Le débat est alors relayé par les réactions de plusieurs associations mauritaniennes de lutte contre la corruption, et nombre d’hommes politiques, à l’image du député Abdel Salam ould Horma, président du parti «Sawab-opposition», et plusieurs dirigeants de Tawassoul, premier parti d’opposition.

A défaut de mettre un nom sur le propriétaire du compte gelé, à Nouakchott, certains n'hésitent pas à attribuer au président Mohamed ould Abdel Aziz ce montant colossal. 

Une situation qui a poussé le chef de l’Etat, en fin de règne, à réagir dans une stratégie de communication inhabituelle, contribuant au gonflement de la polémique.

Interrogé sur le sujet mercredi dernier, alors qu’il venait de prendre part à une réunion d’un Comité provisoire de gestion (CPG), chargé d’assurer le fonctionnement de l’Union pour la république (UPR), principal parti de la majorité en attendant un congrès prévu après juin 2019, le président Mohamed Abdel Aziz a servi une réponse laconique.

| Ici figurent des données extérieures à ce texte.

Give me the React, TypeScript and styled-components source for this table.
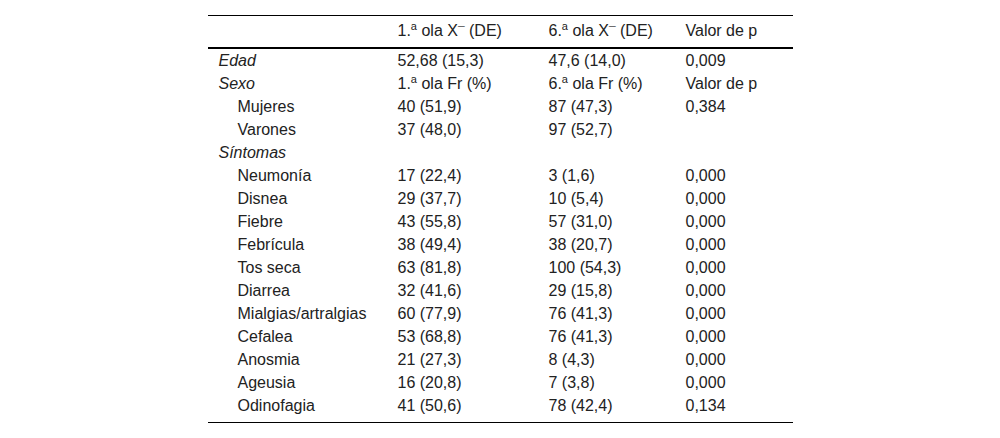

Ne voulant pas donner de l’importance à cette affaire, qu'une source proche du Palais de la République qualifie de «sans fondement et de manipulation grossière», le président n’a pas voulu s’épancher sur le sujet, soulignant que «seul le temps et l’histoire permettront d’éclairer l’opinion sur ce supposé scandale. Car beaucoup d’affaires similaires de détournements présumés, montées de toutes pièces, se sont dégonflées par la suite».

N'empêche, la polémique prend une nouvelle tournure. Selon le député de Sawab, «le gouvernement est interpellé et doit réagir pour éclairer la lanterne des Mauritaniens. Les autorités sont tenues de réagir pour préserver leur image et garder un minimum de crédit auprès des populations. Autrement, ce genre de manipulations pourrait avoir des conséquences catastrophiques».

Autre tournure: la justice et la police financière s'y sont mêlées. Elles ont convoqué et auditionné un certain nombre de journalistes, parmi lesquels notamment le célèbre blogueur arabophone, Abderahmane ould Weddady.

Selon ce dernier, la brigade financière de la DGSN lui aurait demandé de divulguer la source de ses informations, afin qu'elle puisse enquêter dans cette affaire. Face au refus des journalistes de dévoiler leur source, chacun affirmant qu'il l'a appris cette info dans un journal ou sur une TV, leurs documents de voyage ont été confisqués et ils doivent rester à la disposition de la police.

Enfin, sans démentir l'existence de ce fonds, Sidi Mohamed ould Maham, porte-parole du gouvernement, a expliqué que cette démarche des autorités sécuritaires et judiciaires envers les journalistes a pour objectif de tirer l’affaire au clair en partant du principe que les révélations sont venues de ces mêmes journalistes qui peuvent offrir des pistes.